MORE than 40 organisations united today to demand new laws to hold public and corporate bodies accountable for deaths they cause.
Seven years after the Grenfell Tower fire, which killed 72 people, and two years after the Covid-19 pandemic, which killed more than 232,000, no organisations have been held accountable for the lives lost.
Campaign groups Grenfell United, Covid-19 Bereaved Families for Justice and Inquest are among the coalition demanding new laws.
They say that despite public and corporate bodies having a duty to keep people safe and protect lives, every year hundreds of people die preventable state-related deaths including in police custody, in prison or mental health institutions.
Such deaths are in addition to disasters like the Grenfell Tower fire, accelerated by inflammable cladding, the Covid-19 pandemic, when infected elderly people were transferred from hospitals into care homes, and the Hillsborough football disaster in Sheffield, where police directed Liverpool football supporters into overcrowded pens, causing 97 deaths.
Inquest, which acts for families of people who die in custody, said: “Public inquiries, inquests, investigations and official reviews are processes which have been crucial in shining a light on failing systems and dangerous practices.
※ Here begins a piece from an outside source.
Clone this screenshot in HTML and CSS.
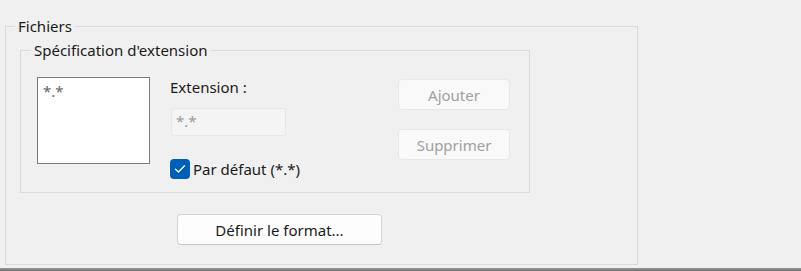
FILE: index.html
```html
<!DOCTYPE html>
<html lang="fr">
<head>
  <meta charset="UTF-8" />
  <title>Fichiers</title>
  <link rel="stylesheet" href="styles.css">
</head>
<body>
  <!-- Group: Fichiers -->
  <fieldset class="group outer">
    <legend>Fichiers</legend>

    <!-- Group: extension spec -->
    <fieldset class="group inner">
      <legend>Spécification d'extension</legend>
      <div class="spec-row">
        <div class="listbox">
          <div class="list-item">*.*</div>
        </div>
        <div class="spec-fields">
          <div class="field-label">Extension :</div>
          <div class="textbox disabled">*.*</div>
          <label class="check-row">
            <span class="checkbox">
              <svg width="12" height="10" viewBox="0 0 12 10">
                <path d="M1.5 5.2 L4.5 8 L10.5 1.8" fill="none" stroke="#fff" stroke-width="1.3" stroke-linecap="round" stroke-linejoin="round"/>
              </svg>
            </span>
            Par défaut (*.*)
          </label>
        </div>
        <div class="spec-buttons">
          <button class="btn" disabled>Ajouter</button>
          <button class="btn" disabled>Supprimer</button>
        </div>
      </div>
    </fieldset>

    <button class="btn format-btn">Définir le format...</button>
  </fieldset>

  <!-- bottom window edge -->
  <div class="window-edge"></div>
</body>
</html>
```

FILE: styles.css
```css
/* Global styles */
html, body {
  height: 100%;
}
body {
  margin: 0;
  background: #f0f0f0;
  color: #1a1a1a;
  font-family: "Noto Sans", "Open Sans", sans-serif;
  font-size: 15px;
  line-height: 20px;
  overflow: hidden;
  display: flex;
  flex-direction: column;
}

/* Group boxes */
.group {
  border: 1px solid #dadada;
  margin: 0;
  min-width: 0;
}
.group legend {
  padding: 0 3px;
  line-height: 20px;
}
.outer {
  width: 633px;
  box-sizing: border-box;
  margin: 16px 0 0 5px;
  padding: 4px 14px 19px 14px;
}
.outer > legend {
  margin-left: -5px;
}
.inner {
  width: 510px;
  box-sizing: border-box;
  padding: 17px 16px 13px 16px;
}
.inner > legend {
  margin-left: -6px;
}

/* Extension row */
.spec-row {
  display: flex;
  align-items: flex-start;
}
.listbox {
  width: 113px;
  height: 87px;
  box-sizing: border-box;
  background: #fff;
  border: 1px solid #7a7a7a;
  padding: 3px 5px;
}
.list-item {
  color: #666;
}
.spec-fields {
  width: 228px;
  margin-left: 20px;
  display: flex;
  flex-direction: column;
}
.textbox {
  width: 115px;
  height: 28px;
  box-sizing: border-box;
  margin: 11px 0 0 1px;
  padding: 2px 4px;
  border: 1px solid #e6e6e6;
  border-radius: 3px;
  background: #f4f4f4;
}
.textbox.disabled {
  color: #9a9a9a;
}
.check-row {
  display: flex;
  align-items: center;
  gap: 3px;
  margin-top: 23px;
  height: 20px;
}
.checkbox {
  width: 20px;
  height: 20px;
  box-sizing: border-box;
  border-radius: 4px;
  background: #005fb8;
  display: flex;
  align-items: center;
  justify-content: center;
}

/* Buttons */
.btn {
  font-family: inherit;
  font-size: 15px;
  color: #1a1a1a;
  background: #fdfdfd;
  border: 1px solid #d4d4d4;
  border-bottom-color: #c4c4c4;
  border-radius: 4px;
  padding: 0;
  height: 31px;
}
.btn:disabled {
  color: #a0a0a0;
  background: #f9f9f9;
  border-color: #e8e8e8;
}
.spec-buttons {
  display: flex;
  flex-direction: column;
  gap: 19px;
  padding-top: 2px;
}
.spec-buttons .btn {
  width: 112px;
}
.format-btn {
  display: block;
  width: 205px;
  margin: 21px 0 0 157px;
}

/* Bottom edge of the dialog */
.window-edge {
  margin-top: auto;
  height: 3px;
  background: linear-gradient(#9a9a9a, #6e6e6e);
}
```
“They make vital recommendations that could save lives.”
But, the group said: “There is currently no framework to monitor compliance or actions taken in response.
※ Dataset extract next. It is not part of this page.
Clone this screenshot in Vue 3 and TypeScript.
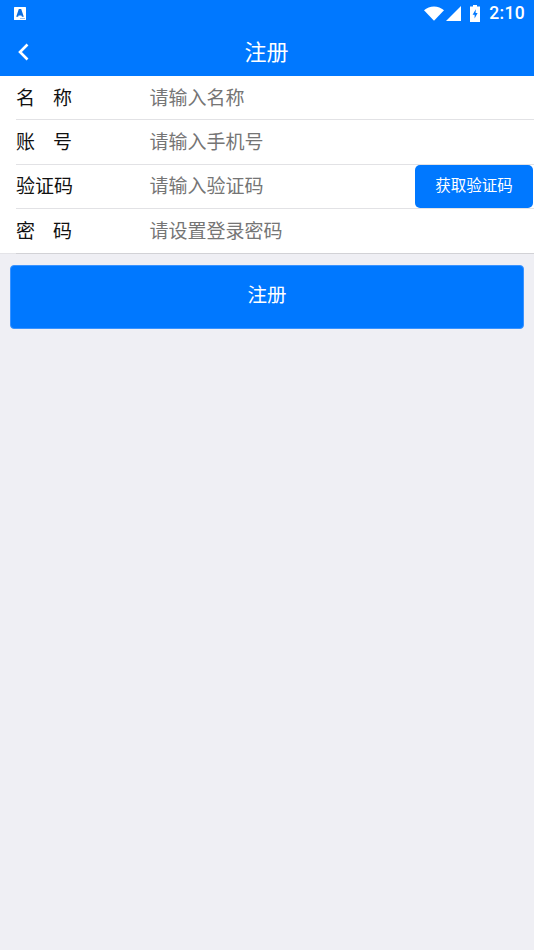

“Instead, recommendations are forgotten or dismissed. This leads to yet more preventable deaths and harms.”
The coalition has written to Prime Minister Sir Keir Starmer calling for the establishment of a new independent public body, a national oversight mechanism, to monitor recommendations arising from inquests, inquiries, official reviews and investigations into state-related deaths.
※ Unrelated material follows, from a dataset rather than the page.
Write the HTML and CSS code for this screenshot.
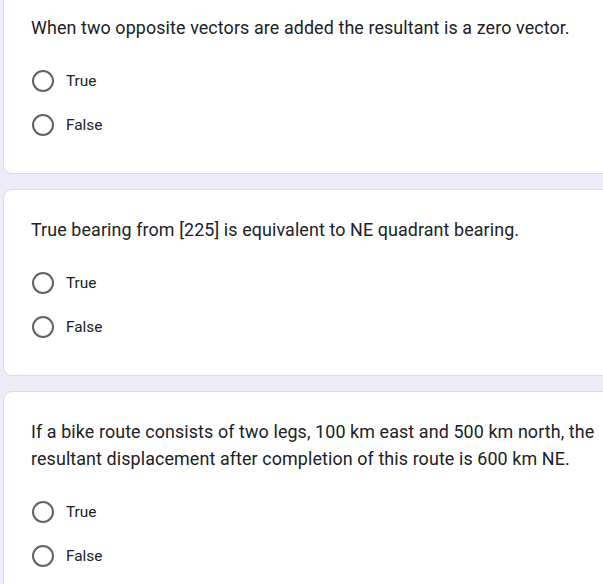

Grenfell United chairwoman Natasha Elcock said: “Seven years on, we now know that every single death at Grenfell could and should have been avoided.
“We’ve worked tirelessly to ensure our loved ones are remembered not for the way we were treated before the fire, but for the legacy that is created post the fire. But so little has changed.
“Bereaved and survivors should not have to fight to hold government to account to ensure learning and change and that history is not repeated.”